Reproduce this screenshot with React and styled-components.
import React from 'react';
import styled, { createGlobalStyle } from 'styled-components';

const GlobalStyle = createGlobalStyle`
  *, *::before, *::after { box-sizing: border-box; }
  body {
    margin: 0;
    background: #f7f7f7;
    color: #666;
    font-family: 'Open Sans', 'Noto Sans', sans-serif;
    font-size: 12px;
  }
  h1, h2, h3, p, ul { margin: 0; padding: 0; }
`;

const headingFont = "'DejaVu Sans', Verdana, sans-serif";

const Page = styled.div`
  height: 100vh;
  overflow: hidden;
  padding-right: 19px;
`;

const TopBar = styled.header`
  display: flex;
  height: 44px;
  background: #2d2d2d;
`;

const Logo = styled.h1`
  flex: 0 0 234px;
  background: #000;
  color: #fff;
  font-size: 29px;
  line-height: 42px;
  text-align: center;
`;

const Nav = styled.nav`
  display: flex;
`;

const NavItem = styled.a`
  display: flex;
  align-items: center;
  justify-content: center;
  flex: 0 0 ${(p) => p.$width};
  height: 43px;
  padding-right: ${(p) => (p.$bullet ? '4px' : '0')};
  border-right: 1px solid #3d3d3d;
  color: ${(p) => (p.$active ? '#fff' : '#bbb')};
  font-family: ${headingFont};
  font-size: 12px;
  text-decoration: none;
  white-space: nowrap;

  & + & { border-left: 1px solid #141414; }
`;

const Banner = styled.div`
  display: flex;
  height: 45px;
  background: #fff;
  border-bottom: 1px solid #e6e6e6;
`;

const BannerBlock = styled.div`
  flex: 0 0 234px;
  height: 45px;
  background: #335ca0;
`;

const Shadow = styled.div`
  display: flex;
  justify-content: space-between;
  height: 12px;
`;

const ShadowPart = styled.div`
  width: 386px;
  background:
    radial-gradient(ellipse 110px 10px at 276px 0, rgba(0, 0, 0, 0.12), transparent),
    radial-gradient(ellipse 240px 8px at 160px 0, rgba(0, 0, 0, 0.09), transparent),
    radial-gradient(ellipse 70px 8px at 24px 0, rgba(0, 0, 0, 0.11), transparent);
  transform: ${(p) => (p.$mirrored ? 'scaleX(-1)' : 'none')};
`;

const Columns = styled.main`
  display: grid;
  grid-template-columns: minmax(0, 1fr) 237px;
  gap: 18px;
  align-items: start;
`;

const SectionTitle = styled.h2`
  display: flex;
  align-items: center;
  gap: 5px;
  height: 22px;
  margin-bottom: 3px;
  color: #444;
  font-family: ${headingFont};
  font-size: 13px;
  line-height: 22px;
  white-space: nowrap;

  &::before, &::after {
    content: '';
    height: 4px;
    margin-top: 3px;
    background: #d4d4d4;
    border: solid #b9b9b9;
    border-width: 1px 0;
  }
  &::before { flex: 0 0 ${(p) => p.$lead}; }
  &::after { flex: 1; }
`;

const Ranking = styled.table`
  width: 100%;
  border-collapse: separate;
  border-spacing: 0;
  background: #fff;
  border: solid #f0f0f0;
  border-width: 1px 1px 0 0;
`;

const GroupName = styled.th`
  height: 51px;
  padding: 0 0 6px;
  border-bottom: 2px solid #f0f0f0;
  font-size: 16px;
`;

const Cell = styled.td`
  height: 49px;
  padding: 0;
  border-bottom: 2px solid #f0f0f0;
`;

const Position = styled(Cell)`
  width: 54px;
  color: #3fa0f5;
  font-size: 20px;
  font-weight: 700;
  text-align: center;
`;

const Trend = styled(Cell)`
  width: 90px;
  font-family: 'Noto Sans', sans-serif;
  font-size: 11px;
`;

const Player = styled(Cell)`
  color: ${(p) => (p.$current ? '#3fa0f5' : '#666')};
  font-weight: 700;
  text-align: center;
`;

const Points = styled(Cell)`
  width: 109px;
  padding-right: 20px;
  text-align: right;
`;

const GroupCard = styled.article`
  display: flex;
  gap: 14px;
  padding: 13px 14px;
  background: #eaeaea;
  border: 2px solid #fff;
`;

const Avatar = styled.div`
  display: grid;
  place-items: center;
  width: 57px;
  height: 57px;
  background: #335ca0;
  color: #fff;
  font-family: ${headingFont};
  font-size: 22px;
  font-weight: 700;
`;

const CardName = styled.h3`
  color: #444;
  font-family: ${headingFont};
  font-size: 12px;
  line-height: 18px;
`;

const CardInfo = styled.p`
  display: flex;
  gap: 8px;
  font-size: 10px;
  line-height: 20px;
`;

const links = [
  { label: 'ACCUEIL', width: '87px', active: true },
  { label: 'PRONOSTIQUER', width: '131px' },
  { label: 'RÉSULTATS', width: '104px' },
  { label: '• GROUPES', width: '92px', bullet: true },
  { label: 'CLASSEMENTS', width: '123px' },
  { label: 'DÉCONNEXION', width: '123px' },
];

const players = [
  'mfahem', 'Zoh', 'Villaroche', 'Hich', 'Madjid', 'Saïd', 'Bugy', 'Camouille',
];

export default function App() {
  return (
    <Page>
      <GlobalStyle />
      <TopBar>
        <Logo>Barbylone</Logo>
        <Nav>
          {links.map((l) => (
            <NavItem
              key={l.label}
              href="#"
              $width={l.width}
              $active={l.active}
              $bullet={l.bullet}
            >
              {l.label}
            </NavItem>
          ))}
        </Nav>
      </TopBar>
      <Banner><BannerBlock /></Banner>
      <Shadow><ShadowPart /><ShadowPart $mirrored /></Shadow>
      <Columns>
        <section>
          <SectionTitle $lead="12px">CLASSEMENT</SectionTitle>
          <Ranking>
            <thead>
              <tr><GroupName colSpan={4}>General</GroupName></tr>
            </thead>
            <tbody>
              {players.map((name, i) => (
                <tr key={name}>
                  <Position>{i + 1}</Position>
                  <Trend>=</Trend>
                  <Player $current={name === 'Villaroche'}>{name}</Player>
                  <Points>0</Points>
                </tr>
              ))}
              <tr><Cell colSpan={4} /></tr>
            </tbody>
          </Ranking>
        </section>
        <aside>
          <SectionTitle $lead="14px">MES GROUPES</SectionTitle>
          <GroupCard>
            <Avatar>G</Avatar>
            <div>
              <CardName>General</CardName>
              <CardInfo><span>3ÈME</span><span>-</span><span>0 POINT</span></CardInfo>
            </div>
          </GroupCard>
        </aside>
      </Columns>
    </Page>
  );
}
=-=-=
◆ **What this task involves**:
Set out the complete listing exactly as shown.

◆ **Exercise answer**:
Reproduce this screenshot with React and styled-components.
import React from 'react';
import styled, { createGlobalStyle } from 'styled-components';

const GlobalStyle = createGlobalStyle`
  *, *::before, *::after { box-sizing: border-box; }
  body {
    margin: 0;
    background: #f7f7f7;
    color: #666;
    font-family: 'Open Sans', 'Noto Sans', sans-serif;
    font-size: 12px;
  }
  h1, h2, h3, p, ul { margin: 0; padding: 0; }
`;

const headingFont = "'DejaVu Sans', Verdana, sans-serif";

const Page = styled.div`
  height: 100vh;
  overflow: hidden;
  padding-right: 19px;
`;

const TopBar = styled.header`
  display: flex;
  height: 44px;
  background: #2d2d2d;
`;

const Logo = styled.h1`
  flex: 0 0 234px;
  background: #000;
  color: #fff;
  font-size: 29px;
  line-height: 42px;
  text-align: center;
`;

const Nav = styled.nav`
  display: flex;
`;

const NavItem = styled.a`
  display: flex;
  align-items: center;
  justify-content: center;
  flex: 0 0 ${(p) => p.$width};
  height: 43px;
  padding-right: ${(p) => (p.$bullet ? '4px' : '0')};
  border-right: 1px solid #3d3d3d;
  color: ${(p) => (p.$active ? '#fff' : '#bbb')};
  font-family: ${headingFont};
  font-size: 12px;
  text-decoration: none;
  white-space: nowrap;

  & + & { border-left: 1px solid #141414; }
`;

const Banner = styled.div`
  display: flex;
  height: 45px;
  background: #fff;
  border-bottom: 1px solid #e6e6e6;
`;

const BannerBlock = styled.div`
  flex: 0 0 234px;
  height: 45px;
  background: #335ca0;
`;

const Shadow = styled.div`
  display: flex;
  justify-content: space-between;
  height: 12px;
`;

const ShadowPart = styled.div`
  width: 386px;
  background:
    radial-gradient(ellipse 110px 10px at 276px 0, rgba(0, 0, 0, 0.12), transparent),
    radial-gradient(ellipse 240px 8px at 160px 0, rgba(0, 0, 0, 0.09), transparent),
    radial-gradient(ellipse 70px 8px at 24px 0, rgba(0, 0, 0, 0.11), transparent);
  transform: ${(p) => (p.$mirrored ? 'scaleX(-1)' : 'none')};
`;

const Columns = styled.main`
  display: grid;
  grid-template-columns: minmax(0, 1fr) 237px;
  gap: 18px;
  align-items: start;
`;

const SectionTitle = styled.h2`
  display: flex;
  align-items: center;
  gap: 5px;
  height: 22px;
  margin-bottom: 3px;
  color: #444;
  font-family: ${headingFont};
  font-size: 13px;
  line-height: 22px;
  white-space: nowrap;

  &::before, &::after {
    content: '';
    height: 4px;
    margin-top: 3px;
    background: #d4d4d4;
    border: solid #b9b9b9;
    border-width: 1px 0;
  }
  &::before { flex: 0 0 ${(p) => p.$lead}; }
  &::after { flex: 1; }
`;

const Ranking = styled.table`
  width: 100%;
  border-collapse: separate;
  border-spacing: 0;
  background: #fff;
  border: solid #f0f0f0;
  border-width: 1px 1px 0 0;
`;

const GroupName = styled.th`
  height: 51px;
  padding: 0 0 6px;
  border-bottom: 2px solid #f0f0f0;
  font-size: 16px;
`;

const Cell = styled.td`
  height: 49px;
  padding: 0;
  border-bottom: 2px solid #f0f0f0;
`;

const Position = styled(Cell)`
  width: 54px;
  color: #3fa0f5;
  font-size: 20px;
  font-weight: 700;
  text-align: center;
`;

const Trend = styled(Cell)`
  width: 90px;
  font-family: 'Noto Sans', sans-serif;
  font-size: 11px;
`;

const Player = styled(Cell)`
  color: ${(p) => (p.$current ? '#3fa0f5' : '#666')};
  font-weight: 700;
  text-align: center;
`;

const Points = styled(Cell)`
  width: 109px;
  padding-right: 20px;
  text-align: right;
`;

const GroupCard = styled.article`
  display: flex;
  gap: 14px;
  padding: 13px 14px;
  background: #eaeaea;
  border: 2px solid #fff;
`;

const Avatar = styled.div`
  display: grid;
  place-items: center;
  width: 57px;
  height: 57px;
  background: #335ca0;
  color: #fff;
  font-family: ${headingFont};
  font-size: 22px;
  font-weight: 700;
`;

const CardName = styled.h3`
  color: #444;
  font-family: ${headingFont};
  font-size: 12px;
  line-height: 18px;
`;

const CardInfo = styled.p`
  display: flex;
  gap: 8px;
  font-size: 10px;
  line-height: 20px;
`;

const links = [
  { label: 'ACCUEIL', width: '87px', active: true },
  { label: 'PRONOSTIQUER', width: '131px' },
  { label: 'RÉSULTATS', width: '104px' },
  { label: '• GROUPES', width: '92px', bullet: true },
  { label: 'CLASSEMENTS', width: '123px' },
  { label: 'DÉCONNEXION', width: '123px' },
];

const players = [
  'mfahem', 'Zoh', 'Villaroche', 'Hich', 'Madjid', 'Saïd', 'Bugy', 'Camouille',
];

export default function App() {
  return (
    <Page>
      <GlobalStyle />
      <TopBar>
        <Logo>Barbylone</Logo>
        <Nav>
          {links.map((l) => (
            <NavItem
              key={l.label}
              href="#"
              $width={l.width}
              $active={l.active}
              $bullet={l.bullet}
            >
              {l.label}
            </NavItem>
          ))}
        </Nav>
      </TopBar>
      <Banner><BannerBlock /></Banner>
      <Shadow><ShadowPart /><ShadowPart $mirrored /></Shadow>
      <Columns>
        <section>
          <SectionTitle $lead="12px">CLASSEMENT</SectionTitle>
          <Ranking>
            <thead>
              <tr><GroupName colSpan={4}>General</GroupName></tr>
            </thead>
            <tbody>
              {players.map((name, i) => (
                <tr key={name}>
                  <Position>{i + 1}</Position>
                  <Trend>=</Trend>
                  <Player $current={name === 'Villaroche'}>{name}</Player>
                  <Points>0</Points>
                </tr>
              ))}
              <tr><Cell colSpan={4} /></tr>
            </tbody>
          </Ranking>
        </section>
        <aside>
          <SectionTitle $lead="14px">MES GROUPES</SectionTitle>
          <GroupCard>
            <Avatar>G</Avatar>
            <div>
              <CardName>General</CardName>
              <CardInfo><span>3ÈME</span><span>-</span><span>0 POINT</span></CardInfo>
            </div>
          </GroupCard>
        </aside>
      </Columns>
    </Page>
  );
}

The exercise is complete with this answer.